If you like my pumpkin Bundt cake, you’re going to love today’s pumpkin cream cheese Bundt cake. We use the same base recipe, skip the chocolate chips, and add a cream cheese layer. Hello, fall!
One reader, Caila, commented: “This recipe was easy to follow and yielded a delicious, moist cake! I have friends and family who don’t love pumpkin, and they still enjoyed it. Highly recommend making the salted caramel topping to go with it. ★★★★★“
Why You’ll Love This Pumpkin Cream Cheese Bundt Cake:
- Moist, dense pumpkin cake crumb with a cheesecake-style filling
- Spiced with cinnamon, ginger, cloves, nutmeg, and allspice (or you can use pumpkin pie spice)
- Pumpkin + cream cheese make a great team, just like in these pumpkin cream cheese muffins and pumpkin cheesecake pie
- Conveniently uses 1 standard can of pumpkin. (My beloved pumpkin pie uses an entire can, too. For future reference!)
- Easy to make; beginner bakers can absolutely handle this one
- A large, beautiful, impressive cake perfect for fall celebrations—with no decorating skills required
If you love dessert + cozy fall flavors, here’s a list of 30+ fall cake recipes.
These Are Key Ingredients You Need & Why
Like all of the recipes on my website and in my cookbooks, my team and I tested various ingredients and ratios to develop a standout cake with excellent flavor and texture.
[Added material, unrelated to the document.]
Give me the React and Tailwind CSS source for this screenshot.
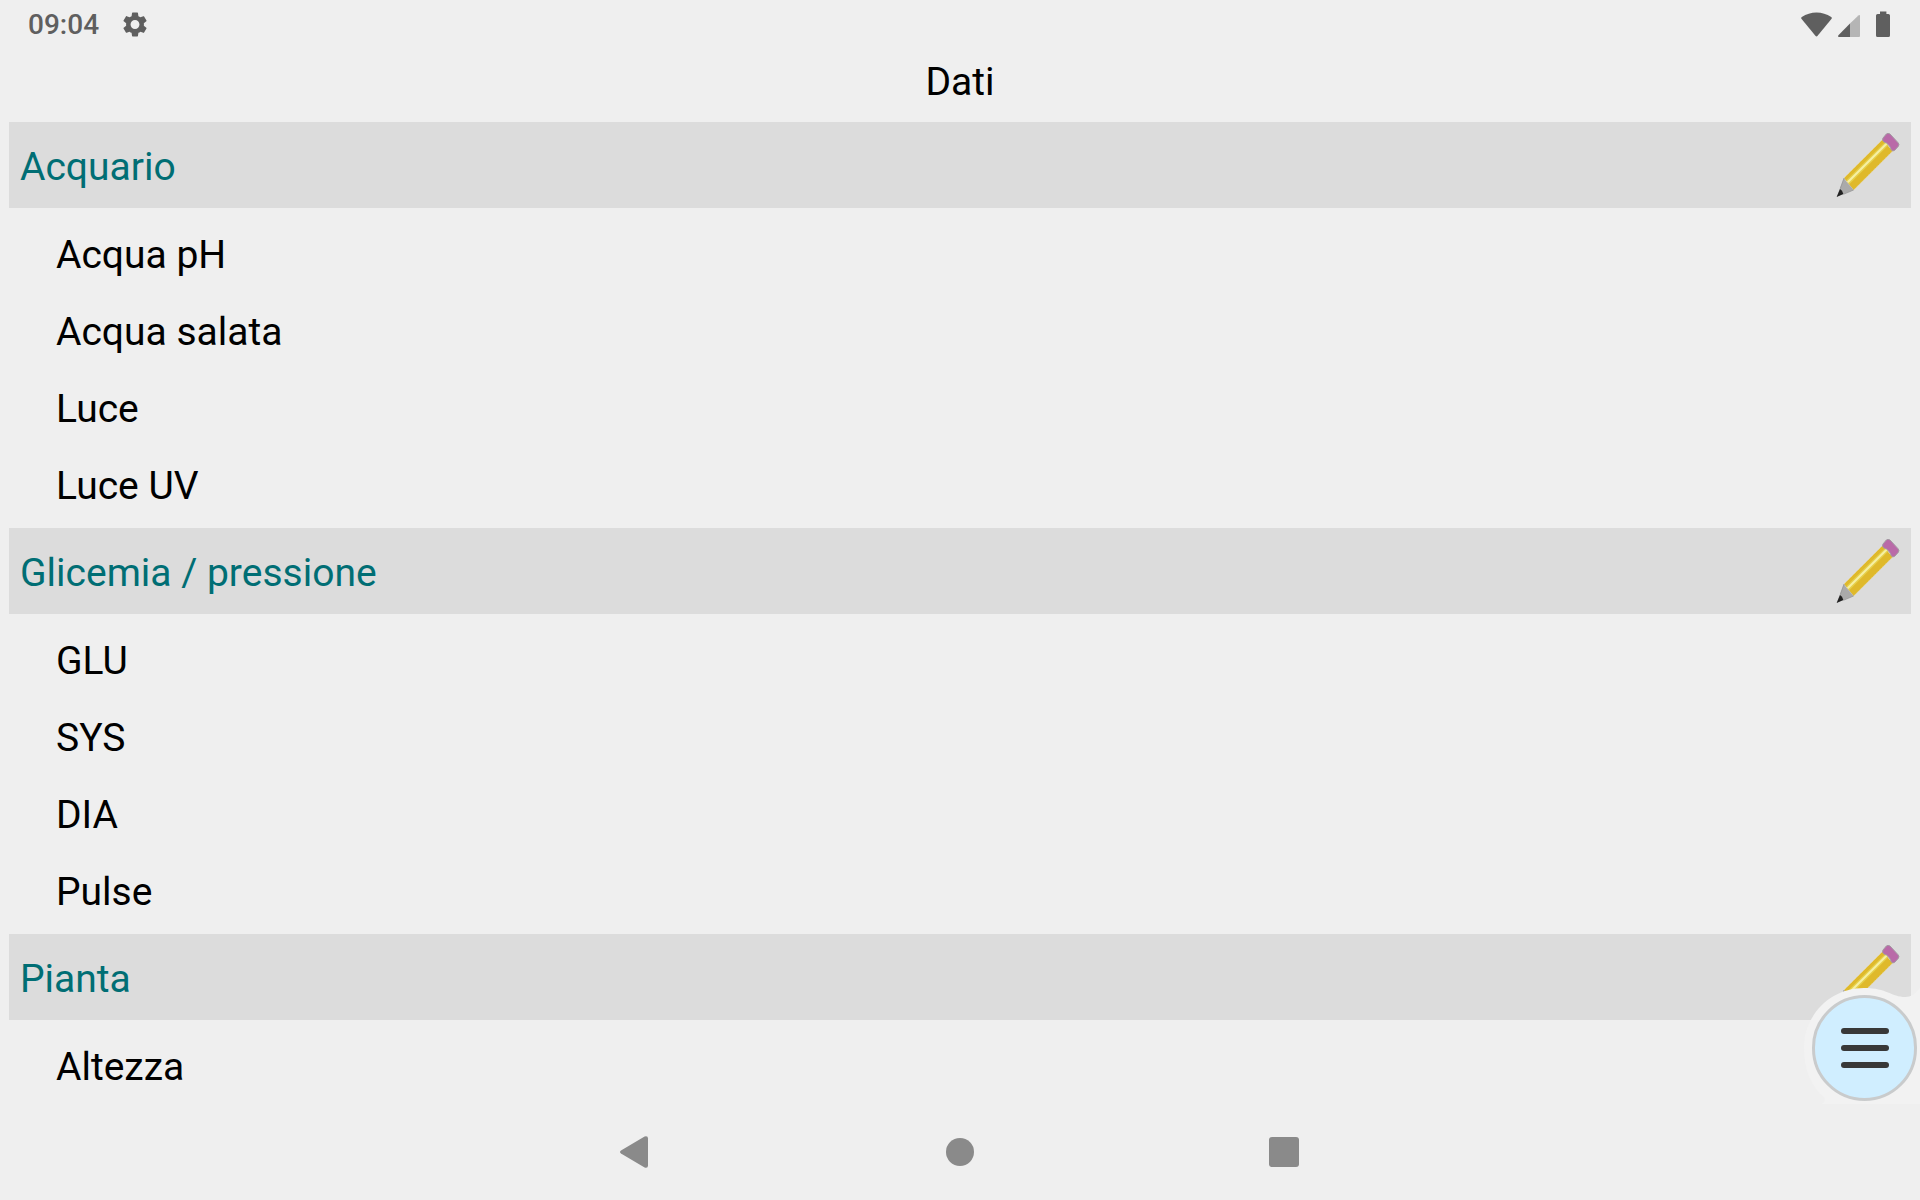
import { useState } from 'react';

const groups = [
  { name: 'Acquario', items: ['Acqua pH', 'Acqua salata', 'Luce', 'Luce UV'] },
  { name: 'Glicemia / pressione', items: ['GLU', 'SYS', 'DIA', 'Pulse'] },
  { name: 'Pianta', items: ['Altezza'] },
];

function PencilIcon() {
  return (
    <svg viewBox="0 0 192 192" className="w-16 h-16" aria-hidden="true">
      <path d="M24 135 L139 20 L170 54 L53 171 Z" fill="#dfb92b" />
      <path d="M31 142 L148 26 L157 37 L40 154 Z" fill="#e6d04a" />
      <path d="M35 148 L153 31" stroke="#f6f0a4" strokeWidth="6" />
      <path d="M24 135 L139 20 M53 171 L170 54" stroke="#f0e3ae" strokeWidth="2" strokeDasharray="3 3" />
      <path d="M24 135 Q30 146 38 154 Q46 163 53 171 L2 191 Z" fill="#aaaaaa" />
      <path d="M24 135 L13 166 M53 171 L22 184" stroke="#8f8f8f" strokeWidth="2" />
      <path d="M12 168 Q19 171 22 183 L2 192 Z" fill="#222222" />
      <path
        d="M141 15 L151 3 Q156 -1 162 3 L186 29 Q191 35 187 40 L176 52 Q170 56 166 51 Q164 42 158 36 Q152 29 144 27 Q137 22 141 15 Z"
        fill="#b96aa8"
        stroke="#a39aa2"
        strokeWidth="3"
      />
    </svg>
  );
}

function StatusBar() {
  return (
    <header className="flex items-center h-12 pl-7 pr-[30px] shrink-0 text-[#5f5f5f]">
      <time className="pt-[2px] text-[28px] leading-8 font-medium">09:04</time>
      <svg viewBox="2.3 2 19.4 20" preserveAspectRatio="none" className="w-6 h-[25px] ml-6" fill="currentColor" aria-hidden="true">
        <path d="M19.14 12.94c.04-.3.06-.61.06-.94 0-.32-.02-.64-.07-.94l2.03-1.58c.18-.14.23-.41.12-.61l-1.92-3.32c-.12-.22-.37-.29-.59-.22l-2.39.96c-.5-.38-1.03-.7-1.62-.94l-.36-2.54c-.04-.24-.24-.41-.48-.41h-3.84c-.24 0-.43.17-.47.41l-.36 2.54c-.59.24-1.13.57-1.62.94l-2.39-.96c-.22-.08-.47 0-.59.22L2.74 8.87c-.12.21-.08.47.12.61l2.03 1.58c-.05.3-.09.63-.09.94s.02.64.07.94l-2.03 1.58c-.18.14-.23.41-.12.61l1.92 3.32c.12.22.37.29.59.22l2.39-.96c.5.38 1.03.7 1.62.94l.36 2.54c.05.24.24.41.48.41h3.84c.24 0 .44-.17.47-.41l.36-2.54c.59-.24 1.13-.56 1.62-.94l2.39.96c.22.08.47 0 .59-.22l1.92-3.32c.12-.22.07-.47-.12-.61l-2.01-1.58zM12 15.6c-1.98 0-3.6-1.62-3.6-3.6s1.62-3.6 3.6-3.6 3.6 1.62 3.6 3.6-1.62 3.6-3.6 3.6z" />
      </svg>
      <div className="flex items-end ml-auto" aria-hidden="true">
        <svg viewBox="0 0 31 25" className="w-[31px] h-[25px]" fill="currentColor">
          <path d="M0.4 6.8 Q-0.2 5.8 0.8 5 Q7.5 0.4 15.5 0.4 T30.2 5 Q31.2 5.8 30.6 6.8 L16.6 23.8 Q15.5 25 14.4 23.8 Z" />
        </svg>
        <svg viewBox="0 0 22 22" className="w-[22px] h-[22px] ml-[6px]" fill="currentColor">
          <path d="M12 8.6 L20.4 0.4 Q22 -0.6 22 1 V21 Q22 22 21 22 H12 Z" fill="#b5b5b5" />
          <path d="M12 8.6 V22 H1 Q-0.6 22 0.4 20.2 Z" />
        </svg>
        <svg viewBox="0 0 14 26" className="w-[14px] h-[26px] ml-4" fill="currentColor">
          <path d="M4 0.6 H10.4 V3 H12.4 Q14 3 14 4.6 V24.4 Q14 26 12.4 26 H1.6 Q0 26 0 24.4 V4.6 Q0 3 1.6 3 H4 Z" />
        </svg>
      </div>
    </header>
  );
}

function Group({ name, items }) {
  return (
    <section>
      <div className="flex items-center justify-between h-[86px] px-[11px] bg-[#dcdcdc]">
        <h2 className="pt-1 text-[#006e74]">{name}</h2>
        <button type="button" aria-label={`Modifica ${name}`}>
          <PencilIcon />
        </button>
      </div>
      <ul className="pt-2 pb-1">
        {items.map((item) => (
          <li key={item} className="flex items-center h-[77px] pl-[47px]">
            {item}
          </li>
        ))}
      </ul>
    </section>
  );
}

function MenuButton({ onClick }) {
  return (
    <div className="absolute right-0 bottom-0">
      <svg viewBox="0 0 348 348" className="w-[116px] h-[116px]" aria-hidden="true">
        <path
          d="M52 348 Q66 342 62 330 C22 298 0 244 0 180 C0 80 80 0 180 0 C250 0 262 27 304 27 Q328 27 348 0 V348 Z"
          fill="#f2f2f2"
        />
      </svg>
      <button
        type="button"
        aria-label="Menu"
        onClick={onClick}
        className="absolute right-[3px] bottom-[3px] flex flex-col items-center justify-center gap-[11px] w-[105px] h-[106px] rounded-full border-3 border-[#c9cbcc] bg-[#d0eeff]"
      >
        <span className="w-12 h-[6px] rounded-full bg-[#383838]" />
        <span className="w-12 h-[6px] rounded-full bg-[#383838]" />
        <span className="w-12 h-[6px] rounded-full bg-[#383838]" />
      </button>
    </div>
  );
}

function NavigationBar() {
  return (
    <nav className="flex justify-center h-24 shrink-0 text-[#8a8a8a]">
      <button type="button" aria-label="Indietro" className="flex items-center justify-center w-[324px]">
        <svg viewBox="0 0 32 32" className="w-8 h-8" fill="currentColor">
          <path d="M1 14.4 L24.6 0.4 Q28 -0.6 28 2.4 V29.6 Q28 32.6 24.6 31.6 L1 17.6 Q-1 16 1 14.4 Z" />
        </svg>
      </button>
      <button type="button" aria-label="Home" className="flex items-center justify-center w-[324px]">
        <span className="w-7 h-7 rounded-full bg-current" />
      </button>
      <button type="button" aria-label="Recenti" className="flex items-center justify-center w-[324px]">
        <span className="w-[30px] h-[30px] rounded-[3px] bg-current" />
      </button>
    </nav>
  );
}

export default function App() {
  const [menuOpen, setMenuOpen] = useState(false);

  return (
    <div className="flex flex-col h-screen bg-[#efefef] text-black font-[Roboto,sans-serif]">
      <StatusBar />
      <main className="relative flex flex-col flex-1 min-h-0 text-[39px] leading-[46px]">
        <h1 className="pt-[11px] pb-[17px] text-center">Dati</h1>
        <div className="flex-1 min-h-0 px-[9px] overflow-y-auto [scrollbar-width:none]">
          {groups.map((group) => (
            <Group key={group.name} name={group.name} items={group.items} />
          ))}
        </div>
        <MenuButton onClick={() => setMenuOpen(!menuOpen)} />
      </main>
      <NavigationBar />
    </div>
  );
}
Here are some key ingredients:
- Baking Soda: 2 teaspoons of baking soda seems like a lot, and it is. But think about the size of a Bundt cake… they’re huge, and need to rise quite a lot in the tall cake pan. In addition to leavening, baking soda deepens a baked good’s color and neutralizes its acids.
- Spices: Cinnamon, ginger, cloves, nutmeg, and allspice. On its own, pumpkin is quite bland, so you need a lot of spice for flavor. You can also use pumpkin pie spice here—see recipe Notes.
- Oil: You can use vegetable oil, canola oil, or avocado oil here. This cake needs a neutral-tasting oil so it doesn’t overpower the pumpkin spice flavor.
- Eggs: Pumpkin, oil, and flour are big, heavy ingredients so you need eggs in the batter for lift; eggs also bind the ingredients together. You need an egg for the cream cheese filling, too.
- Pure Pumpkin: This Bundt cake conveniently uses one standard 15-ounce can of pumpkin. For best results and flavor, I strongly recommend using canned pumpkin puree instead of homemade. I prefer Libby’s brand for this cake. (Not sponsored by them, just a big fan!)
- Cream Cheese: It’s important to use the block cream cheese that comes in a box, as opposed to the spreadable kind that comes in a tub. That’s great for bagels, but it doesn’t make for a sturdy, sliceable cheesecake layer.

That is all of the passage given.